The attacks of September 11th have spawned a plethora of books about Islam and the Middle East, all trying to explain to the bewildered Westerner how those planes came crashing out of the skies on that bright and fateful autumn day. Occidentalism is one of these books, the authors taking the opportunity of the hightened attention to write a book that, although not officially positioned as such, is an attempt to form a response to the late Palestinian intellectual Edward Said's famous 1978 work: Orientalism.
I read this book largely because I enjoyed another book by Ian Buruma about the history of Japan. Unfortunately, Occidentalism is a far cry from the eloquent and gracious Inventing Japan. Buruma and Margalit succeed in combining their knowledge into one book that does not read as if it was written by two authors, but fail in making a clear and coherent argument to explain Occidentalism (i.e. the way the East views the West). Although they try to bring together the many cultures and nations of the Occident, including Asian history, their analysis is most meaningful only when they write about Islam, which I suspect was what they set out to explain in the first place.

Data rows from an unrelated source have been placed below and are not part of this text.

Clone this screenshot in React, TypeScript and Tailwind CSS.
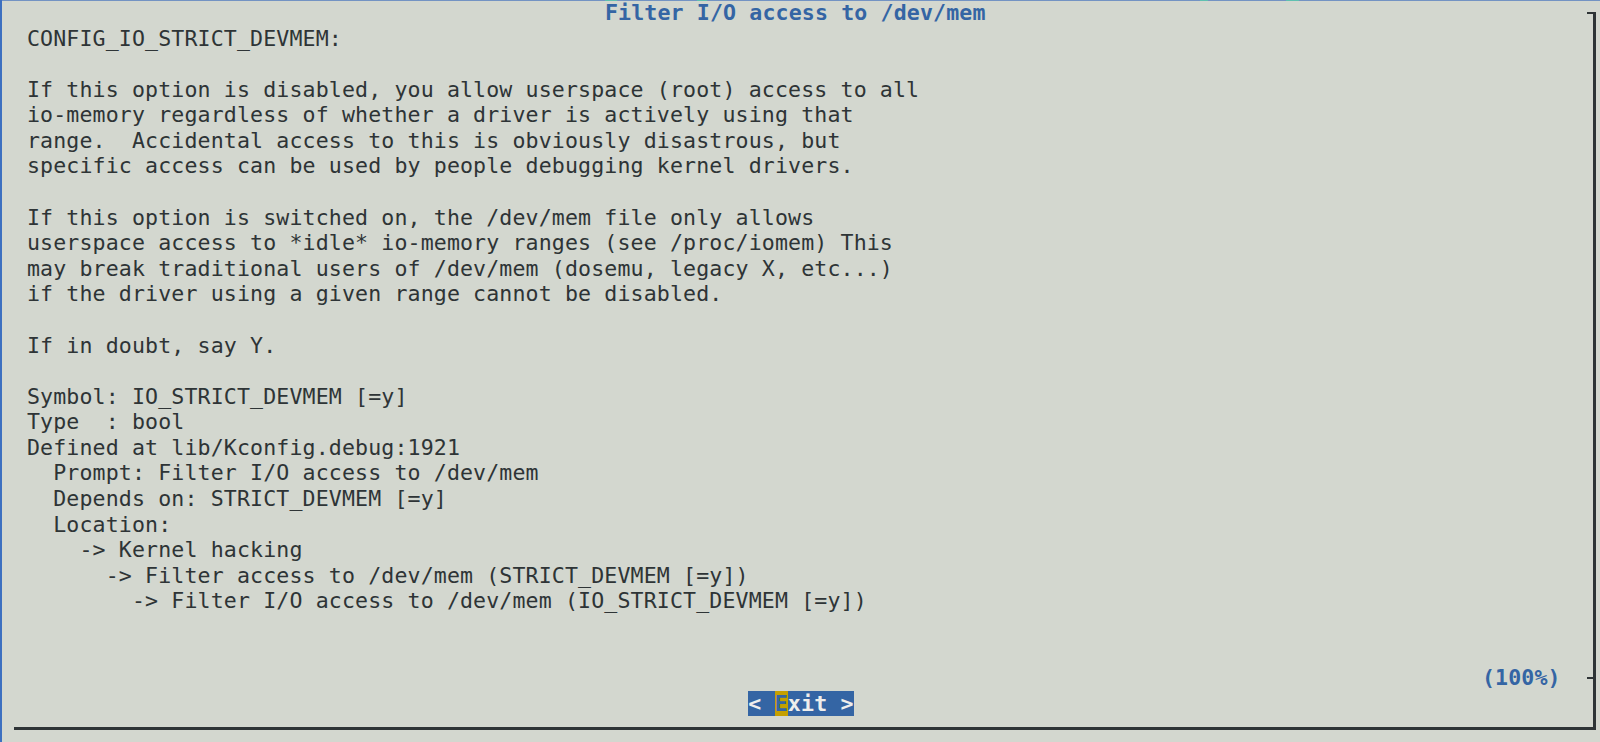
import React from "react";

const lines = [
  "CONFIG_IO_STRICT_DEVMEM:",
  "",
  "If this option is disabled, you allow userspace (root) access to all",
  "io-memory regardless of whether a driver is actively using that",
  "range.  Accidental access to this is obviously disastrous, but",
  "specific access can be used by people debugging kernel drivers.",
  "",
  "If this option is switched on, the /dev/mem file only allows",
  "userspace access to *idle* io-memory ranges (see /proc/iomem) This",
  "may break traditional users of /dev/mem (dosemu, legacy X, etc...)",
  "if the driver using a given range cannot be disabled.",
  "",
  "If in doubt, say Y.",
  "",
  "Symbol: IO_STRICT_DEVMEM [=y]",
  "Type  : bool",
  "Defined at lib/Kconfig.debug:1921",
  "  Prompt: Filter I/O access to /dev/mem",
  "  Depends on: STRICT_DEVMEM [=y]",
  "  Location:",
  "    -> Kernel hacking",
  "      -> Filter access to /dev/mem (STRICT_DEVMEM [=y])",
  "        -> Filter I/O access to /dev/mem (IO_STRICT_DEVMEM [=y])",
  "",
  "",
];

export default function App() {
  return (
    <div className="relative flex h-[742px] w-[1600px] flex-col overflow-hidden bg-[#d3d7cf] font-['DejaVu_Sans_Mono','Liberation_Mono',monospace] text-[21.59px] leading-[25.586px] tracking-[0.13px] text-[#2e3436]">
      <div className="relative ml-[14px] mt-[12.8px] flex h-[717.5px] w-[1581.5px] shrink-0 flex-col border-r-[3px] border-b-[3px] border-[#2e3436]">
        <div className="-mt-[12.8px] h-[25.586px] shrink-0 whitespace-pre pl-[591px] font-bold text-[#3465a4]">
          Filter I/O access to /dev/mem
        </div>
        <div className="flex h-[639.65px] shrink-0 flex-col pl-[13px]">
          {lines.map((l, i) => (
            <div key={i} className="h-[25.586px] shrink-0 whitespace-pre">
              {l}
            </div>
          ))}
        </div>
        <div className="h-[25.586px] shrink-0 whitespace-pre pl-[1468px] font-bold text-[#3465a4]">
          (100%)
        </div>
        <div className="flex h-[25.586px] shrink-0 pl-[734.3px]">
          <span className="flex h-full whitespace-pre bg-[#3465a4] font-bold tracking-[0.175px] text-[#eeeeec]">
            <span>{"< "}</span>
            <span className="bg-[#c4a000] text-[#3465a4]">E</span>
            <span>{"xit >"}</span>
          </span>
        </div>
        <span className="absolute right-[-3px] top-[-1.1px] h-[2.3px] w-[8.2px] bg-[#2e3436]" />
        <span className="absolute right-0 top-[663.9px] h-[2.3px] w-[6px] bg-[#2e3436]" />
      </div>
      <span className="absolute left-0 top-0 h-[1px] w-[1600px] bg-[#7393c3]" />
      <span className="absolute left-[605px] top-0 h-[1px] w-[12px] bg-[#5fc0b0]" />
      <span className="absolute left-[697px] top-0 h-[1px] w-[10px] bg-[#5fc0b0]" />
      <span className="absolute left-[1200px] top-0 h-[1px] w-[8px] bg-[#5fc0b0]" />
      <span className="absolute left-[1286px] top-0 h-[1px] w-[13px] bg-[#5fc0b0]" />
      <span className="absolute left-0 top-0 h-[742px] w-[2px] bg-[#3d70c0]" />
    </div>
  );
}
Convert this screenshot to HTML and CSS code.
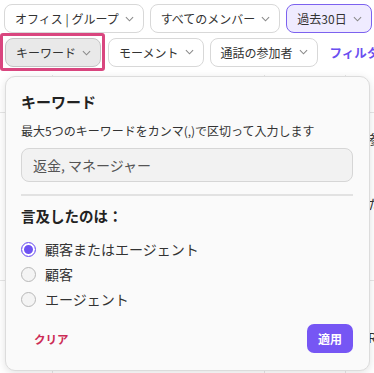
FILE: index.html
```html
<!DOCTYPE html>
<html lang="ja">
<head>
<meta charset="utf-8">
<link rel="stylesheet" href="styles.css">
</head>
<body>
<div class="toolbar">
  <div class="row row1">
    <button class="chip">オフィス | グループ <svg class="chev" viewBox="0 0 10 6"><path d="M1 1l4 4 4-4"/></svg></button>
    <button class="chip">すべてのメンバー <svg class="chev" viewBox="0 0 10 6"><path d="M1 1l4 4 4-4"/></svg></button>
    <button class="chip chip-active">過去30日 <svg class="chev" viewBox="0 0 10 6"><path d="M1 1l4 4 4-4"/></svg></button>
    <button class="chip">その他</button>
  </div>
  <div class="row row2">
    <span class="focus-ring"><button class="chip chip-open">キーワード <svg class="chev" viewBox="0 0 10 6"><path d="M1 1l4 4 4-4"/></svg></button></span>
    <button class="chip">モーメント <svg class="chev" viewBox="0 0 10 6"><path d="M1 1l4 4 4-4"/></svg></button>
    <button class="chip">通話の参加者 <svg class="chev" viewBox="0 0 10 6"><path d="M1 1l4 4 4-4"/></svg></button>
    <span class="filter-link">フィルターを追加</span>
  </div>
</div>

<div class="table">
  <div class="trow trow-a"><div class="c c1"></div><div class="c c2"></div><div class="c c3"></div><div class="c c4"></div></div>
  <div class="trow trow-b"><div class="c c1"></div><div class="c c2"></div><div class="c c3"></div><div class="c c4"><span class="frag f1">参加</span><span class="frag f2">た</span></div></div>
  <div class="trow trow-c"><div class="c c1"></div><div class="c c2"></div><div class="c c3"></div><div class="c c4"><span class="frag f3">Ro</span></div></div>
</div>

<div class="popover">
  <h2 class="pop-title">キーワード</h2>
  <p class="pop-desc">最大5つのキーワードをカンマ(,)で区切って入力します</p>
  <div class="input">返金, マネージャー</div>
  <hr class="divider">
  <h3 class="sub-title">言及したのは：</h3>
  <div class="radios">
    <label class="radio"><span class="dot dot-on"></span>顧客またはエージェント</label>
    <label class="radio"><span class="dot"></span>顧客</label>
    <label class="radio"><span class="dot"></span>エージェント</label>
  </div>
  <div class="footer">
    <span class="clear">クリア</span>
    <button class="apply">適用</button>
  </div>
</div>
</body>
</html>
```
FILE: styles.css
```css
* { box-sizing: border-box; }
html, body { margin: 0; padding: 0; }
body {
  width: 374px;
  height: 373px;
  overflow: hidden;
  background: #ffffff;
  font-family: "Noto Sans CJK JP", "Noto Sans", sans-serif;
  color: #2b2b2b;
  position: relative;
}
.toolbar { padding: 4px 0 0 4px; }
.row { display: flex; gap: 6px; align-items: center; white-space: nowrap; }
.row2 { margin-top: 0; margin-left: -4px; gap: 6px; }
.chip {
  height: 29px;
  border: 1px solid #d8d8d8;
  border-radius: 8px;
  background: #ffffff;
  padding: 0 9px 0 10px;
  font-family: inherit;
  font-size: 12px;
  color: #333;
  display: flex;
  align-items: center;
  gap: 6px;
  flex-shrink: 0;
}
.chev { width: 9px; height: 6px; fill: none; stroke: #8a8a8a; stroke-width: 1.2; }
.chip-active { background: #efebff; border-color: #7c62ef; }
.focus-ring {
  display: flex;
  border: 3px solid #d9467f;
  border-radius: 3px;
  padding: 2px 1px 1px 2px;
  margin-right: -3px;
  flex-shrink: 0;
}
.chip-open { background: #e9e9e9; border-color: #c4c4c4; }
.filter-link { color: #6a4ff0; font-weight: 700; font-size: 12.5px; margin-left: 6px; }

.table { margin-top: 4px; }
.trow { display: flex; border-bottom: 1px solid #e6e6e6; }
.trow-a { height: 38px; }
.trow-b { height: 168px; }
.trow-c { height: 120px; }
.c { border-right: 1px solid #e6e6e6; position: relative; overflow: hidden; }
.c1 { width: 53px; }
.c2 { width: 212px; }
.c3 { width: 81px; }
.c4 { flex: 1; border-right: none; }
.frag { position: absolute; left: 22px; font-size: 13px; color: #333; white-space: nowrap; }
.f1 { top: 16px; }
.f2 { top: 81px; }
.f3 { top: 47px; }

.popover {
  position: absolute;
  left: 5px;
  top: 76px;
  width: 365px;
  height: 295px;
  background: #fafafa;
  border: 1px solid #dcdcdc;
  border-radius: 10px;
  box-shadow: 0 2px 8px rgba(0,0,0,0.12);
  padding: 14px 16px 0 15px;
}
.pop-title { margin: 0; font-size: 15px; font-weight: 700; line-height: 22px; color: #222; }
.pop-desc { margin: 9px 0 0; font-size: 12px; line-height: 18px; color: #333; }
.input {
  margin-top: 8px;
  height: 34px;
  border: 1px solid #d6d6d6;
  border-radius: 8px;
  background: #f2f2f2;
  padding: 0 11px;
  display: flex;
  align-items: center;
  font-size: 14px;
  color: #555;
}
.divider { margin: 12px 0 0; border: none; height: 2px; background: #e2e2e2; }
.sub-title { margin: 10px 0 0; font-size: 14.5px; font-weight: 700; line-height: 20px; color: #222; }
.radios { margin-top: 13px; display: flex; flex-direction: column; gap: 5px; }
.radio { display: flex; align-items: center; gap: 9px; font-size: 14px; line-height: 20px; color: #333; }
.dot {
  width: 15px; height: 15px;
  border-radius: 50%;
  border: 1px solid #b8b8b8;
  background: #f4f4f4;
  flex-shrink: 0;
}
.dot-on {
  border: 1.5px solid #6e52f2;
  background: #ffffff;
  box-shadow: inset 0 0 0 2px #ffffff, inset 0 0 0 8px #6e52f2;
}
.footer {
  margin-top: 15px;
  display: flex;
  align-items: center;
  justify-content: space-between;
  padding-left: 13px;
}
.clear { font-size: 11.5px; font-weight: 700; color: #cc2b55; }
.apply {
  width: 46px; height: 29px;
  border: none;
  border-radius: 7px;
  background: #7656f4;
  color: #ffffff;
  font-family: inherit;
  font-size: 12px;
  font-weight: 700;
}
```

Buruma and Margalit begin by listing the main differences between the West and East, as these are perceived in the eyes of the East: the West is urban - the East is rural; the West is capitalist (see the picture on the book cover) - the East values social values; the West is materialistic - the East is spiritual; and, of course, the West is always evil, out to destroy or at least conquer and subdue the East. Then they set out to show that most of the (mis)conceptions of the East about the West - i.e. Occidentalism - is nothing but a product of the West's (or, more precisely, European) influence and ideas. So basically the East is using Western thought and philosophy and adapt it to its needs, turning against those they perceive as evil, the West.
There are a few problems with this argument. First, the Orient cannot all be lumped into one basket. Arguing that Japanese nationalism, German nazism and Muslim fundamentalism all come from the same roots and share the same view of the West is stretching it a bit. Second, the Occident itself is not homogeneous. For example, the authours bring Jewish Zionism as an example of the "evil West", providing a very simplistic view of Zionism as "Jews buying land with money from Arabs". Third, the authors seem to ignore the widespread ties between West and East - e.g. the US-Japan relationship, or the backing of the Gulf states by the US - as these ties would blow holes into the neat Occident-Orient divide they try to picture.
Despite its flaws, Occidentalism is a good read (and it's a short book), as long as one approaches it as one would approach an essay or a commentary column in the newspaper, not a book that purports to explain the problem of "the West in the eyes of its enemies".